Your task: Print exactly the lines from the first one down to the line containing "MdCropFree, MdDelete, MdDescription", both ends included, with no pictures and nothing else.

━━━━━━━━━━━━━━━━

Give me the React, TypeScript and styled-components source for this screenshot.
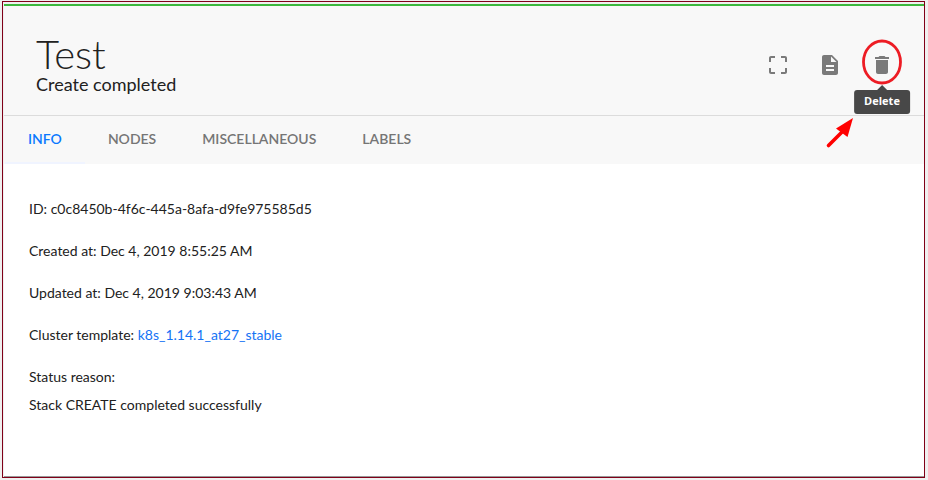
import React from 'react';
import styled, { createGlobalStyle } from 'styled-components';
import { MdCropFree, MdDelete, MdDescription } from 'react-icons/md';

const GlobalStyle = createGlobalStyle`
  *, *::before, *::after { box-sizing: border-box; }
  body {
    margin: 0;
    background: #f0f0f0;
    color: #212121;
    font-family: Lato, "Open Sans", sans-serif;
    font-size: 14px;
  }
`;

const Page = styled.div`
  display: flex;
  min-height: 100vh;
  padding: 1px 3px 2px 2px;
`;

const Frame = styled.div`
  flex: 1;
  display: flex;
  flex-direction: column;
  border: 1px solid #800018;
  padding: 2px 0 0 1px;
`;

const Panel = styled.main`
  flex: 1;
  display: flex;
  flex-direction: column;
  background: #fff;
  border-top: 2px solid #3db83d;
  border-bottom: 1px solid #999;
`;

const Header = styled.header`
  display: flex;
  justify-content: space-between;
  align-items: flex-start;
  padding: 28px 22px 21px 32px;
  background: #f8f8f8;
  border-bottom: 1px solid #dcdcdc;
`;

const Title = styled.h1`
  margin: 0;
  font-size: 40px;
  line-height: 40px;
  font-weight: 300;
`;

const Subtitle = styled.p`
  margin: 0;
  font-size: 18px;
  line-height: 20px;
`;

const Actions = styled.div`
  display: flex;
  gap: 12px;
  padding-top: 11px;
`;

const Action = styled.div`
  position: relative;
  width: 40px;
  height: 40px;
`;

const IconButton = styled.button`
  display: grid;
  place-items: center;
  width: 100%;
  height: 100%;
  padding: 0;
  border: 0;
  background: none;
  color: #7a7a7a;
  font-size: 24px;
  cursor: pointer;
`;

const Tooltip = styled.span`
  position: absolute;
  top: 45px;
  left: 50%;
  transform: translateX(-50%);
  padding: 0 10px 2px;
  border-radius: 3px;
  background: #484848;
  color: #fff;
  font-family: "Open Sans", sans-serif;
  font-size: 11px;
  font-weight: 700;
  line-height: 22px;

  &::before {
    content: "";
    position: absolute;
    bottom: 100%;
    left: 50%;
    margin-left: -5px;
    border: 5px solid transparent;
    border-top: 0;
    border-bottom-color: #484848;
  }
`;

const Annotation = styled.svg`
  position: absolute;
  top: -7px;
  right: -2px;
  width: 80px;
  height: 114px;
  pointer-events: none;
`;

const Tabs = styled.nav`
  display: flex;
  padding-left: 1px;
  background: #f8f8f8;
`;

const Tab = styled.button<{ $active?: boolean }>`
  height: 48px;
  padding: 0 23px 2px;
  border: 0;
  border-bottom: 2px solid ${(p) => (p.$active ? '#f0f4ff' : 'transparent')};
  background: none;
  color: ${(p) => (p.$active ? '#0a78ff' : '#757575')};
  font: inherit;
  font-weight: 600;
  cursor: pointer;
`;

const Details = styled.section`
  padding: 31px 25px;
`;

const Detail = styled.p`
  margin: 0 0 14px;
  line-height: 28px;
`;

const Link = styled.a`
  color: #1473f5;
  text-decoration: none;
`;

export default function App() {
  return (
    <>
      <GlobalStyle />
      <Page>
        <Frame>
          <Panel>
            <Header>
              <div>
                <Title>Test</Title>
                <Subtitle>Create completed</Subtitle>
              </div>
              <Actions>
                <Action>
                  <IconButton type="button" aria-label="Full screen"><MdCropFree /></IconButton>
                </Action>
                <Action>
                  <IconButton type="button" aria-label="Show config"><MdDescription /></IconButton>
                </Action>
                <Action>
                  <IconButton type="button" aria-label="Delete"><MdDelete /></IconButton>
                  <Tooltip role="tooltip">Delete</Tooltip>
                  <Annotation viewBox="0 0 80 114" aria-hidden="true">
                    <ellipse cx="58" cy="24" rx="18.5" ry="21" fill="none" stroke="#ed1c24" strokeWidth="2.8" />
                    <path d="M4.500 107.500L18 94" stroke="#f00" strokeWidth="3.600" strokeLinecap="round" />
                    <path d="M29 80L12 90.500L23.500 99Z" fill="#f00" />
                  </Annotation>
                </Action>
              </Actions>
            </Header>
            <Tabs role="tablist">
              <Tab type="button" role="tab" aria-selected="true" $active>INFO</Tab>
              <Tab type="button" role="tab" aria-selected="false">NODES</Tab>
              <Tab type="button" role="tab" aria-selected="false">MISCELLANEOUS</Tab>
              <Tab type="button" role="tab" aria-selected="false">LABELS</Tab>
            </Tabs>
            <Details>
              <Detail>ID: c0c8450b-4f6c-445a-8afa-d9fe975585d5</Detail>
              <Detail>Created at: Dec 4, 2019 8:55:25 AM</Detail>
              <Detail>Updated at: Dec 4, 2019 9:03:43 AM</Detail>
              <Detail>Cluster template: <Link href="#template">k8s_1.14.1_at27_stable</Link></Detail>
              <Detail>Status reason:<br />Stack CREATE completed successfully</Detail>
            </Details>
          </Panel>
        </Frame>
      </Page>
    </>
  );
}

━━━━━━━━━━━━━━━━

Final result:
Give me the React, TypeScript and styled-components source for this screenshot.
import React from 'react';
import styled, { createGlobalStyle } from 'styled-components';
import { MdCropFree, MdDelete, MdDescription } from 'react-icons/md';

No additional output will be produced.